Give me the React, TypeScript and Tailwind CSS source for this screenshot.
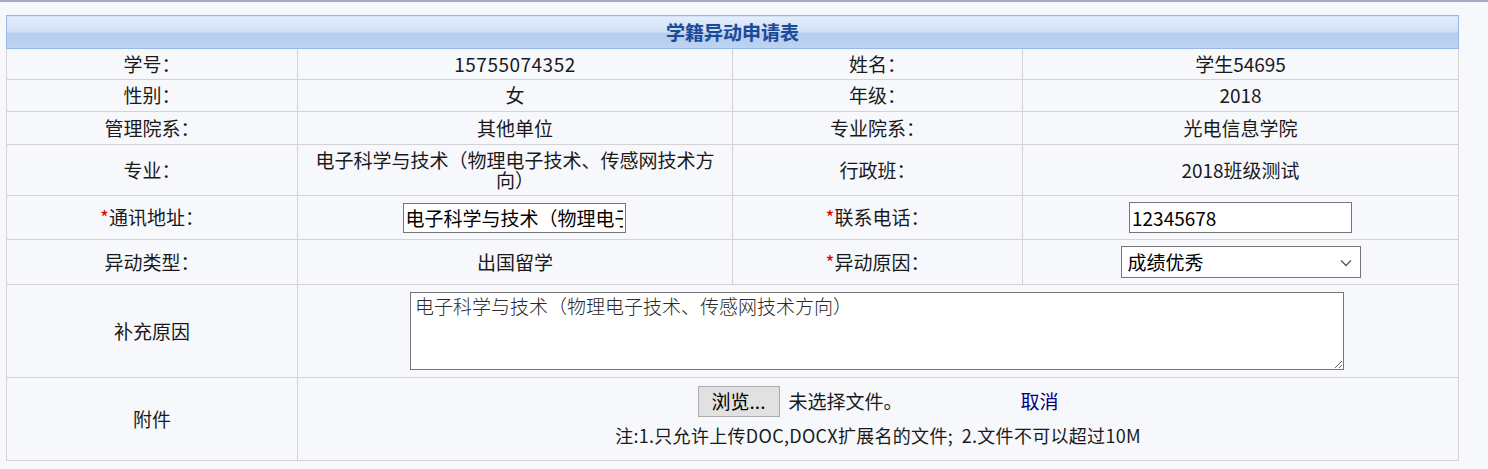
import React from 'react'

const font = { fontFamily: '"Noto Sans CJK SC", "Microsoft YaHei", sans-serif' }

const cell = 'border border-[#d3d3d6] text-center align-middle text-[19px] text-[#1a1a1a]'

function Star() {
  return <span className="text-[#e00000]">*</span>
}

export default function App() {
  return (
    <div className="min-h-[469px] w-[1488px] bg-[#f7f8fc]" style={font}>
      <div className="h-[2px] bg-[#a3abc6]" />
      <div className="pl-[6px] pt-[13px]">
        <table className="w-[1452px] table-fixed border-collapse">
          <colgroup>
            <col className="w-[291px]" />
            <col className="w-[435px]" />
            <col className="w-[290px]" />
            <col className="w-[436px]" />
          </colgroup>
          <tbody>
            <tr className="h-[33px]">
              <th
                colSpan={4}
                className="border border-[#97b9e7] bg-[linear-gradient(#e5eefa,#cfdff5_50%,#b4ccee_52%,#bdd3f1)] text-center text-[19px] font-bold text-[#1d4a98] [text-shadow:0_0_1px_#9fb7dd]"
              >
                学籍异动申请表
              </th>
            </tr>
            <tr className="h-[31px]">
              <td className={cell}>学号：</td>
              <td className={`${cell} tracking-[0.5px]`}>15755074352</td>
              <td className={cell}>姓名：</td>
              <td className={cell}>学生54695</td>
            </tr>
            <tr className="h-[32px]">
              <td className={cell}>性别：</td>
              <td className={cell}>女</td>
              <td className={cell}>年级：</td>
              <td className={cell}>2018</td>
            </tr>
            <tr className="h-[33px]">
              <td className={cell}>管理院系：</td>
              <td className={cell}>其他单位</td>
              <td className={cell}>专业院系：</td>
              <td className={cell}>光电信息学院</td>
            </tr>
            <tr className="h-[51px]">
              <td className={cell}>专业：</td>
              <td className={`${cell} px-4 leading-[20px]`}>电子科学与技术（物理电子技术、传感网技术方向）</td>
              <td className={cell}>行政班：</td>
              <td className={cell}>2018班级测试</td>
            </tr>
            <tr className="h-[44px]">
              <td className={cell}>
                <Star />
                通讯地址：
              </td>
              <td className={cell}>
                <div className="flex justify-center">
                  <input
                    readOnly
                    value="电子科学与技术（物理电子技术、传感网技术方向）"
                    className="ml-[-2px] h-[30px] w-[223px] border border-[#767676] bg-white px-[2px] text-[19px] text-black outline-none"
                    style={font}
                  />
                </div>
              </td>
              <td className={cell}>
                <Star />
                联系电话：
              </td>
              <td className={cell}>
                <div className="flex justify-center">
                  <input
                    readOnly
                    value="12345678"
                    className="h-[31px] w-[223px] border border-[#767676] bg-white px-[2px] text-[19px] text-black outline-none"
                    style={font}
                  />
                </div>
              </td>
            </tr>
            <tr className="h-[45px]">
              <td className={cell}>异动类型：</td>
              <td className={cell}>出国留学</td>
              <td className={cell}>
                <Star />
                异动原因：
              </td>
              <td className={cell}>
                <div className="flex justify-center">
                  <div className="relative flex h-[32px] w-[240px] items-center border border-[#767676] bg-white pl-[6px] text-left text-[19px] text-black">
                    成绩优秀
                    <svg
                      className="absolute right-[8px] top-[12px]"
                      width="12"
                      height="8"
                      viewBox="0 0 12 8"
                      fill="none"
                      stroke="#555"
                      strokeWidth="1.3"
                    >
                      <path d="M1 1.5 L6 6.5 L11 1.5" />
                    </svg>
                  </div>
                </div>
              </td>
            </tr>
            <tr className="h-[93px]">
              <td className={cell}>补充原因</td>
              <td colSpan={3} className={`${cell} pl-[112px] text-left`}>
                <textarea
                  readOnly
                  value="电子科学与技术（物理电子技术、传感网技术方向）"
                  className="block h-[78px] w-[934px] resize border border-[#767676] bg-white px-[4px] py-[1px] text-[19px] leading-[24px] text-[#2a2a2a] outline-none"
                  style={{ fontFamily: '"Noto Sans CJK SC", sans-serif', fontWeight: 300 }}
                />
              </td>
            </tr>
            <tr className="h-[83px]">
              <td className={cell}>附件</td>
              <td colSpan={3} className={`${cell} pb-[6px]`}>
                <div className="flex items-center justify-center">
                  <button className="h-[31px] w-[82px] border border-[#adadad] bg-[#e1e1e1] text-[19px] text-black" style={font}>
                    浏览...
                  </button>
                  <span className="ml-[9px] w-[232px] text-left">未选择文件。</span>
                  <a className="text-[#000080]">取消</a>
                </div>
                <div className="mt-[6px] text-[18px] leading-[24px] tracking-[0.3px]">
                  注:1.只允许上传DOC,DOCX扩展名的文件;&nbsp;&nbsp;2.文件不可以超过10M
                </div>
              </td>
            </tr>
          </tbody>
        </table>
      </div>
    </div>
  )
}
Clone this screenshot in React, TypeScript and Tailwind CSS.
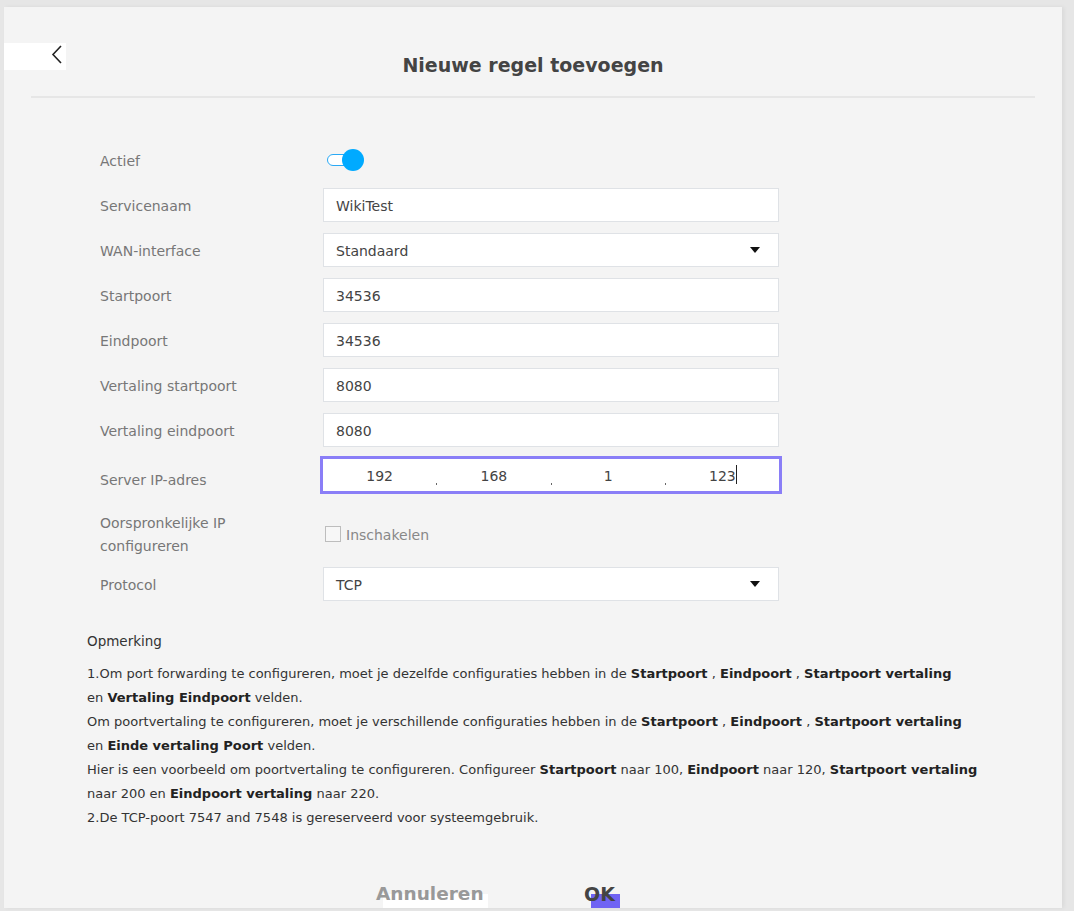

- - - - -

What is being asked
Write the material out again exactly as it appears, dropping the pictures.

Answer to this task
Give me the React, TypeScript and Tailwind CSS source for this screenshot.
import React from 'react'

const font = { fontFamily: '"Noto Sans CJK SC", "Microsoft YaHei", sans-serif' }

const cell = 'border border-[#d3d3d6] text-center align-middle text-[19px] text-[#1a1a1a]'

function Star() {
  return <span className="text-[#e00000]">*</span>
}

export default function App() {
  return (
    <div className="min-h-[469px] w-[1488px] bg-[#f7f8fc]" style={font}>
      <div className="h-[2px] bg-[#a3abc6]" />
      <div className="pl-[6px] pt-[13px]">
        <table className="w-[1452px] table-fixed border-collapse">
          <colgroup>
            <col className="w-[291px]" />
            <col className="w-[435px]" />
            <col className="w-[290px]" />
            <col className="w-[436px]" />
          </colgroup>
          <tbody>
            <tr className="h-[33px]">
              <th
                colSpan={4}
                className="border border-[#97b9e7] bg-[linear-gradient(#e5eefa,#cfdff5_50%,#b4ccee_52%,#bdd3f1)] text-center text-[19px] font-bold text-[#1d4a98] [text-shadow:0_0_1px_#9fb7dd]"
              >
                学籍异动申请表
              </th>
            </tr>
            <tr className="h-[31px]">
              <td className={cell}>学号：</td>
              <td className={`${cell} tracking-[0.5px]`}>15755074352</td>
              <td className={cell}>姓名：</td>
              <td className={cell}>学生54695</td>
            </tr>
            <tr className="h-[32px]">
              <td className={cell}>性别：</td>
              <td className={cell}>女</td>
              <td className={cell}>年级：</td>
              <td className={cell}>2018</td>
            </tr>
            <tr className="h-[33px]">
              <td className={cell}>管理院系：</td>
              <td className={cell}>其他单位</td>
              <td className={cell}>专业院系：</td>
              <td className={cell}>光电信息学院</td>
            </tr>
            <tr className="h-[51px]">
              <td className={cell}>专业：</td>
              <td className={`${cell} px-4 leading-[20px]`}>电子科学与技术（物理电子技术、传感网技术方向）</td>
              <td className={cell}>行政班：</td>
              <td className={cell}>2018班级测试</td>
            </tr>
            <tr className="h-[44px]">
              <td className={cell}>
                <Star />
                通讯地址：
              </td>
              <td className={cell}>
                <div className="flex justify-center">
                  <input
                    readOnly
                    value="电子科学与技术（物理电子技术、传感网技术方向）"
                    className="ml-[-2px] h-[30px] w-[223px] border border-[#767676] bg-white px-[2px] text-[19px] text-black outline-none"
                    style={font}
                  />
                </div>
              </td>
              <td className={cell}>
                <Star />
                联系电话：
              </td>
              <td className={cell}>
                <div className="flex justify-center">
                  <input
                    readOnly
                    value="12345678"
                    className="h-[31px] w-[223px] border border-[#767676] bg-white px-[2px] text-[19px] text-black outline-none"
                    style={font}
                  />
                </div>
              </td>
            </tr>
            <tr className="h-[45px]">
              <td className={cell}>异动类型：</td>
              <td className={cell}>出国留学</td>
              <td className={cell}>
                <Star />
                异动原因：
              </td>
              <td className={cell}>
                <div className="flex justify-center">
                  <div className="relative flex h-[32px] w-[240px] items-center border border-[#767676] bg-white pl-[6px] text-left text-[19px] text-black">
                    成绩优秀
                    <svg
                      className="absolute right-[8px] top-[12px]"
                      width="12"
                      height="8"
                      viewBox="0 0 12 8"
                      fill="none"
                      stroke="#555"
                      strokeWidth="1.3"
                    >
                      <path d="M1 1.5 L6 6.5 L11 1.5" />
                    </svg>
                  </div>
                </div>
              </td>
            </tr>
            <tr className="h-[93px]">
              <td className={cell}>补充原因</td>
              <td colSpan={3} className={`${cell} pl-[112px] text-left`}>
                <textarea
                  readOnly
                  value="电子科学与技术（物理电子技术、传感网技术方向）"
                  className="block h-[78px] w-[934px] resize border border-[#767676] bg-white px-[4px] py-[1px] text-[19px] leading-[24px] text-[#2a2a2a] outline-none"
                  style={{ fontFamily: '"Noto Sans CJK SC", sans-serif', fontWeight: 300 }}
                />
              </td>
            </tr>
            <tr className="h-[83px]">
              <td className={cell}>附件</td>
              <td colSpan={3} className={`${cell} pb-[6px]`}>
                <div className="flex items-center justify-center">
                  <button className="h-[31px] w-[82px] border border-[#adadad] bg-[#e1e1e1] text-[19px] text-black" style={font}>
                    浏览...
                  </button>
                  <span className="ml-[9px] w-[232px] text-left">未选择文件。</span>
                  <a className="text-[#000080]">取消</a>
                </div>
                <div className="mt-[6px] text-[18px] leading-[24px] tracking-[0.3px]">
                  注:1.只允许上传DOC,DOCX扩展名的文件;&nbsp;&nbsp;2.文件不可以超过10M
                </div>
              </td>
            </tr>
          </tbody>
        </table>
      </div>
    </div>
  )
}
Clone this screenshot in React, TypeScript and Tailwind CSS.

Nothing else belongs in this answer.